No último mês de março, representantes de 60 municípios estiveram em Porto Alegre/RS para o 2° Fórum de Proteção de Dados Pessoais dos Municípios. Em pauta, uma discussão sobre a aplicação da Lei Geral de Proteção de Dados Pessoais (LGPD), realizado em parceria com prefeitura da capital gaúcha e a Frente Nacional de Prefeitos (FNP), reunindo mais de 200 participantes e demonstrando, na prática, o dever do Poder Público como um dos agentes implementadores do aculturamento tão desejado.

Já no âmbito judicial, mais recentemente, duas ações coletivas diferentes protocoladas pelo Instituto Defesa Coletiva levaram à uma decisão da Justiça mineira que determinou o pagamento de danos morais coletivos no valor de R$ 20 milhões, pelo Facebook, em decorrência de vazamentos de dados ocorridos em 2018 e 2019, quando hackers conseguiram burlar a segurança do Facebook e acessar dados de milhões de pessoas.

Há previsão, ainda, de que R$5 mil devem ser desembolsados para indenizar individualmente cada usuário afetado que entrar com ação contra a empresa. Trata-se de importante decisão judicial com base na LGPD, o que abre margem para mais demandas do tipo e a potencialização da conscientização quanto aos cuidados a serem tomados pelos tratadores de dados.

Por fim, importante pontuar que, neste ano, a Confederação Nacional da Indústria (CNI) lançou o Guia de Boas Práticas de Proteção de Dados para a Indústria, bem como que a ANPD divulgou, em agosto, seu Relatório de Acompanhamento Semestral da Agenda Regulatória 2023-2024, constatando avanços da participação social no processo de regulamentação e elaboração de guias orientativos, como a consulta e audiência pública, por meio das quais a Autoridade recebeu 4.256 contribuições da sociedade.

Pois bem.

Entende-se que o processo agora é de amadurecimento. Era sabido que, nos primeiros anos, a insegurança do mercado e o desconhecimento por parte da sociedade civil ainda perdurariam. Aos poucos, certamente, a população e as empresas têm se conscientizado a respeito de seus direitos e da necessidade de proteção dos dados pessoais, e um indício desse esclarecimento é a alta de mais de 500% no número de ações judiciais que discutem a aplicação da LGPD, conforme levantamento realizado pelo escritório Mattos Filho. A maioria das demandas ao longo dos anos foi ajuizada por titulares de dados, representando mais de 90% no universo analisado.
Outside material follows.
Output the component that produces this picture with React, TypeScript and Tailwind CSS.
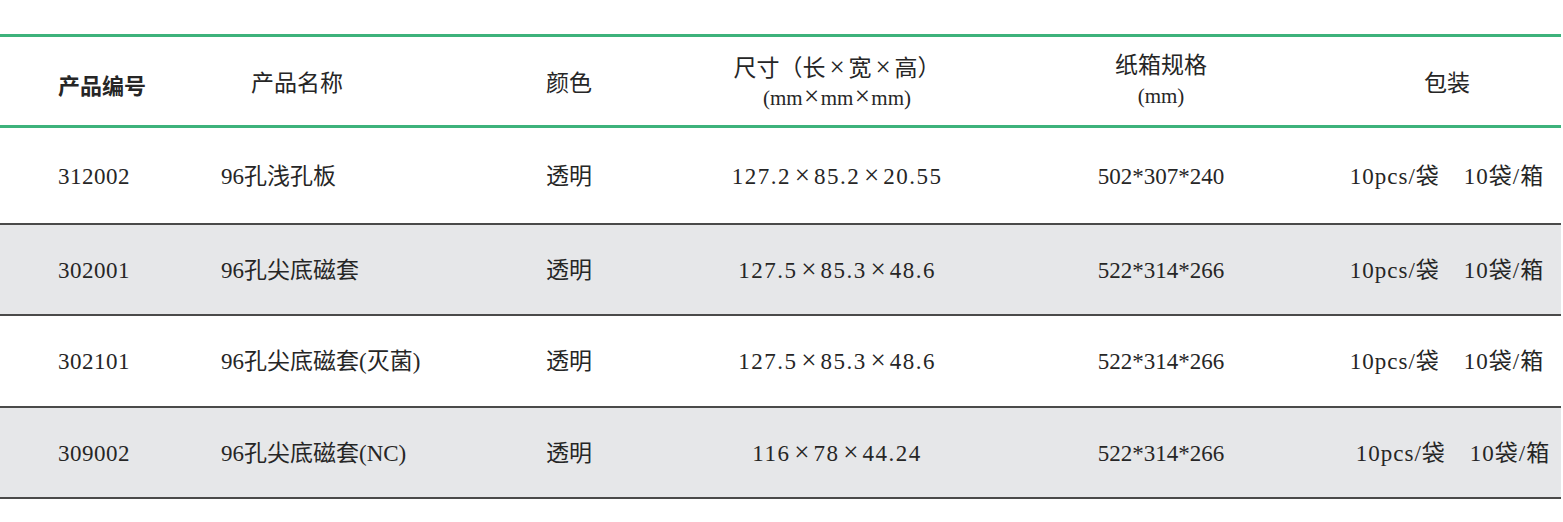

Ademais, segundo a Associação Brasileira das Empresas de Software (Abes), em relatório publicado, 86% das grandes empresas brasileiras alegam manter monitoramento e tratamento da privacidade de dados perante à LGPD mas, entre elas, a restrição orçamentária e o balanceamento das prioridades de oportunidades, apontados por, respectivamente, 72% e 50% das empresas, o que, evidentemente, resulta na limitação dos investimentos de segurança e TI.

Conclui-se, diante dos pontos aduzidos, que a regulação, por meio da ANPD, vai mais no sentido da orientação e prevenção do que propriamente de repressão por multas, deixando claro que penalizar não é uma prioridade agora. A organização social e o aculturamento da proteção de dados no Brasil é, indiscutivelmente, a pauta principal. O caminho é longo e, como demonstrado, a proteção de dados ainda não atingiu o status prioritário em todos os setores econômicos, porém, os marcos aqui destacados dão bons sinais de que a perspectiva adiante é positiva, tornando a segurança da informação ainda mais importante para a adequação ao mercado atual.